*Work to complete:* Would you transcribe the listing that follows, character for character, and omit its images?

....

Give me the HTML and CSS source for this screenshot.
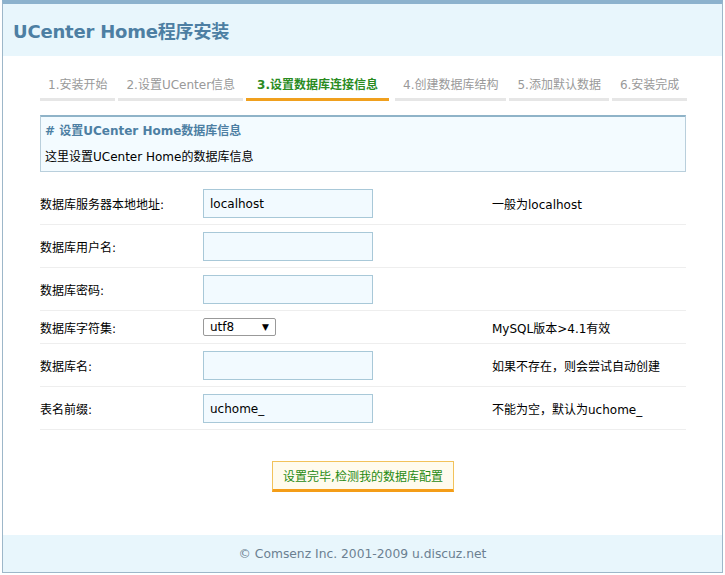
FILE: index.html
```html
<!DOCTYPE html>
<html lang="zh-CN">
<head>
    <meta charset="UTF-8">
    <title>UCenter Home程序安装</title>
    <link rel="stylesheet" href="styles.css">
</head>
<body>
    <div class="wrap">
        <header class="top">
            <h1>UCenter Home程序安装</h1>
        </header>
        <div class="main">
            <ul class="steps">
                <li>1.安装开始</li>
                <li>2.设置UCenter信息</li>
                <li class="current">3.设置数据库连接信息</li>
                <li>4.创建数据库结构</li>
                <li>5.添加默认数据</li>
                <li>6.安装完成</li>
            </ul>
            <div class="infobox">
                <h3># 设置UCenter Home数据库信息</h3>
                <p>这里设置UCenter Home的数据库信息</p>
            </div>
            <form class="dbform">
                <table>
                    <tr>
                        <th>数据库服务器本地地址:</th>
                        <td><input type="text" class="txt" value="localhost"></td>
                        <td class="note">一般为localhost</td>
                    </tr>
                    <tr>
                        <th>数据库用户名:</th>
                        <td><input type="text" class="txt" value=""></td>
                        <td class="note"></td>
                    </tr>
                    <tr>
                        <th>数据库密码:</th>
                        <td><input type="password" class="txt" value=""></td>
                        <td class="note"></td>
                    </tr>
                    <tr class="short">
                        <th>数据库字符集:</th>
                        <td>
                            <div class="select">utf8<span class="arrow">&#9660;</span></div>
                        </td>
                        <td class="note">MySQL版本&gt;4.1有效</td>
                    </tr>
                    <tr>
                        <th>数据库名:</th>
                        <td><input type="text" class="txt" value=""></td>
                        <td class="note">如果不存在，则会尝试自动创建</td>
                    </tr>
                    <tr>
                        <th>表名前缀:</th>
                        <td><input type="text" class="txt" value="uchome_"></td>
                        <td class="note">不能为空，默认为uchome_</td>
                    </tr>
                </table>
                <div class="actions">
                    <button type="button" class="btn">设置完毕,检测我的数据库配置</button>
                </div>
            </form>
        </div>
        <footer class="foot">
            <p>&copy; Comsenz Inc. 2001-2009 u.discuz.net</p>
        </footer>
    </div>
</body>
</html>
```

FILE: styles.css
```css
body {
    margin: 0;
    font-family: "DejaVu Sans", Verdana, "Noto Sans CJK SC", sans-serif;
    font-size: 12px;
    color: #000;
    background: #fff;
}

.wrap {
    margin: 0 2px;
    border: 1px solid #9db7c9;
    border-top: 4px solid #8cb2cd;
}

.top {
    background: #e8f6fc;
    height: 52px;
    padding: 0 10px;
    display: flex;
    align-items: center;
}

.top h1 {
    margin: 0;
    font-size: 18px;
    color: #4d7fa3;
    font-weight: bold;
    letter-spacing: -0.2px;
}

.main {
    padding: 12px 36px 0 37px;
    height: 467px;
}

.steps {
    list-style: none;
    margin: 0;
    padding: 0;
    display: flex;
    gap: 3px;
}

.steps li {
    padding: 7px 8px 6px;
    color: #999;
    border-bottom: 3px solid #e6e6e6;
    white-space: nowrap;
}

.steps li:nth-child(4) {
    margin-left: 3px;
}

.steps li.current {
    color: #2a8b1f;
    font-weight: bold;
    border-bottom-color: #f0a01e;
    padding: 7px 11px 6px;
}

.infobox {
    margin-top: 14px;
    width: 646px;
    background: #f3fbff;
    border: 1px solid #b9cfdc;
    border-top: 2px solid #8fb3c8;
    padding: 6px 4px 0;
    box-sizing: border-box;
    height: 57px;
}

.infobox h3 {
    margin: 0;
    font-size: 12px;
    color: #4d7fa3;
    font-weight: bold;
    line-height: 16px;
}

.infobox p {
    margin: 10px 0 0;
    line-height: 16px;
}

.dbform table {
    border-collapse: collapse;
    width: 646px;
    margin-top: 10px;
}

.dbform th {
    text-align: left;
    font-weight: normal;
    width: 163px;
    padding: 7px 0 6px;
    border-bottom: 1px solid #eeeeee;
}

.dbform td {
    padding: 7px 0 6px;
    border-bottom: 1px solid #eeeeee;
}

.dbform tr.short th,
.dbform tr.short td {
    padding: 7px 0;
}

.dbform td.note {
    width: 194px;
}

.txt {
    box-sizing: border-box;
    width: 170px;
    height: 29px;
    border: 1px solid #a8c8d8;
    background: #f2faff;
    padding: 0 6px;
    font-family: "DejaVu Sans", Verdana, "Noto Sans CJK SC", sans-serif;
    font-size: 12px;
    color: #000;
    display: block;
}

.select {
    box-sizing: border-box;
    width: 73px;
    height: 18px;
    border: 1px solid #999;
    border-radius: 2px;
    padding: 0 6px;
    line-height: 16px;
    display: flex;
    justify-content: space-between;
    background: #fff;
}

.arrow {
    font-size: 9px;
}

.actions {
    margin-top: 31px;
    padding-left: 232px;
}

.btn {
    width: 182px;
    height: 31px;
    background: #fffbed;
    border: 1px solid #f2c25a;
    border-bottom: 3px solid #f49d18;
    color: #1f8a12;
    font-family: "DejaVu Sans", Verdana, "Noto Sans CJK SC", sans-serif;
    font-size: 12px;
    padding: 0;
    cursor: pointer;
}

.foot {
    background: #e8f6fc;
    height: 37px;
    display: flex;
    align-items: center;
    justify-content: center;
}

.foot p {
    margin: 0;
    color: #6b8091;
    font-size: 12.3px;
}
```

....

*Response:*
Give me the HTML and CSS source for this screenshot.
FILE: index.html
```html
<!DOCTYPE html>
<html lang="zh-CN">
<head>
    <meta charset="UTF-8">
    <title>UCenter Home程序安装</title>
    <link rel="stylesheet" href="styles.css">
</head>
<body>
    <div class="wrap">
        <header class="top">
            <h1>UCenter Home程序安装</h1>
        </header>
        <div class="main">
            <ul class="steps">
                <li>1.安装开始</li>
                <li>2.设置UCenter信息</li>
                <li class="current">3.设置数据库连接信息</li>
                <li>4.创建数据库结构</li>
                <li>5.添加默认数据</li>
                <li>6.安装完成</li>
            </ul>
            <div class="infobox">
                <h3># 设置UCenter Home数据库信息</h3>
                <p>这里设置UCenter Home的数据库信息</p>
            </div>
            <form class="dbform">
                <table>
                    <tr>
                        <th>数据库服务器本地地址:</th>
                        <td><input type="text" class="txt" value="localhost"></td>
                        <td class="note">一般为localhost</td>
                    </tr>
                    <tr>
                        <th>数据库用户名:</th>
                        <td><input type="text" class="txt" value=""></td>
                        <td class="note"></td>
                    </tr>
                    <tr>
                        <th>数据库密码:</th>
                        <td><input type="password" class="txt" value=""></td>
                        <td class="note"></td>
                    </tr>
                    <tr class="short">
                        <th>数据库字符集:</th>
                        <td>
                            <div class="select">utf8<span class="arrow">&#9660;</span></div>
                        </td>
                        <td class="note">MySQL版本&gt;4.1有效</td>
                    </tr>
                    <tr>
                        <th>数据库名:</th>
                        <td><input type="text" class="txt" value=""></td>
                        <td class="note">如果不存在，则会尝试自动创建</td>
                    </tr>
                    <tr>
                        <th>表名前缀:</th>
                        <td><input type="text" class="txt" value="uchome_"></td>
                        <td class="note">不能为空，默认为uchome_</td>
                    </tr>
                </table>
                <div class="actions">
                    <button type="button" class="btn">设置完毕,检测我的数据库配置</button>
                </div>
            </form>
        </div>
        <footer class="foot">
            <p>&copy; Comsenz Inc. 2001-2009 u.discuz.net</p>
        </footer>
    </div>
</body>
</html>
```

FILE: styles.css
```css
body {
    margin: 0;
    font-family: "DejaVu Sans", Verdana, "Noto Sans CJK SC", sans-serif;
    font-size: 12px;
    color: #000;
    background: #fff;
}

.wrap {
    margin: 0 2px;
    border: 1px solid #9db7c9;
    border-top: 4px solid #8cb2cd;
}

.top {
    background: #e8f6fc;
    height: 52px;
    padding: 0 10px;
    display: flex;
    align-items: center;
}

.top h1 {
    margin: 0;
    font-size: 18px;
    color: #4d7fa3;
    font-weight: bold;
    letter-spacing: -0.2px;
}

.main {
    padding: 12px 36px 0 37px;
    height: 467px;
}

.steps {
    list-style: none;
    margin: 0;
    padding: 0;
    display: flex;
    gap: 3px;
}

.steps li {
    padding: 7px 8px 6px;
    color: #999;
    border-bottom: 3px solid #e6e6e6;
    white-space: nowrap;
}

.steps li:nth-child(4) {
    margin-left: 3px;
}

.steps li.current {
    color: #2a8b1f;
    font-weight: bold;
    border-bottom-color: #f0a01e;
    padding: 7px 11px 6px;
}

.infobox {
    margin-top: 14px;
    width: 646px;
    background: #f3fbff;
    border: 1px solid #b9cfdc;
    border-top: 2px solid #8fb3c8;
    padding: 6px 4px 0;
    box-sizing: border-box;
    height: 57px;
}

.infobox h3 {
    margin: 0;
    font-size: 12px;
    color: #4d7fa3;
    font-weight: bold;
    line-height: 16px;
}

.infobox p {
    margin: 10px 0 0;
    line-height: 16px;
}

.dbform table {
    border-collapse: collapse;
    width: 646px;
    margin-top: 10px;
}

.dbform th {
    text-align: left;
    font-weight: normal;
    width: 163px;
    padding: 7px 0 6px;
    border-bottom: 1px solid #eeeeee;
}

.dbform td {
    padding: 7px 0 6px;
    border-bottom: 1px solid #eeeeee;
}

.dbform tr.short th,
.dbform tr.short td {
    padding: 7px 0;
}

.dbform td.note {
    width: 194px;
}

.txt {
    box-sizing: border-box;
    width: 170px;
    height: 29px;
    border: 1px solid #a8c8d8;
    background: #f2faff;
    padding: 0 6px;
    font-family: "DejaVu Sans", Verdana, "Noto Sans CJK SC", sans-serif;
    font-size: 12px;
    color: #000;
    display: block;
}

.select {
    box-sizing: border-box;
    width: 73px;
    height: 18px;
    border: 1px solid #999;
    border-radius: 2px;
    padding: 0 6px;
    line-height: 16px;
    display: flex;
    justify-content: space-between;
    background: #fff;
}

.arrow {
    font-size: 9px;
}

.actions {
    margin-top: 31px;
    padding-left: 232px;
}

.btn {
    width: 182px;
    height: 31px;
    background: #fffbed;
    border: 1px solid #f2c25a;
    border-bottom: 3px solid #f49d18;
    color: #1f8a12;
    font-family: "DejaVu Sans", Verdana, "Noto Sans CJK SC", sans-serif;
    font-size: 12px;
    padding: 0;
    cursor: pointer;
}

.foot {
    background: #e8f6fc;
    height: 37px;
    display: flex;
    align-items: center;
    justify-content: center;
}

.foot p {
    margin: 0;
    color: #6b8091;
    font-size: 12.3px;
}
```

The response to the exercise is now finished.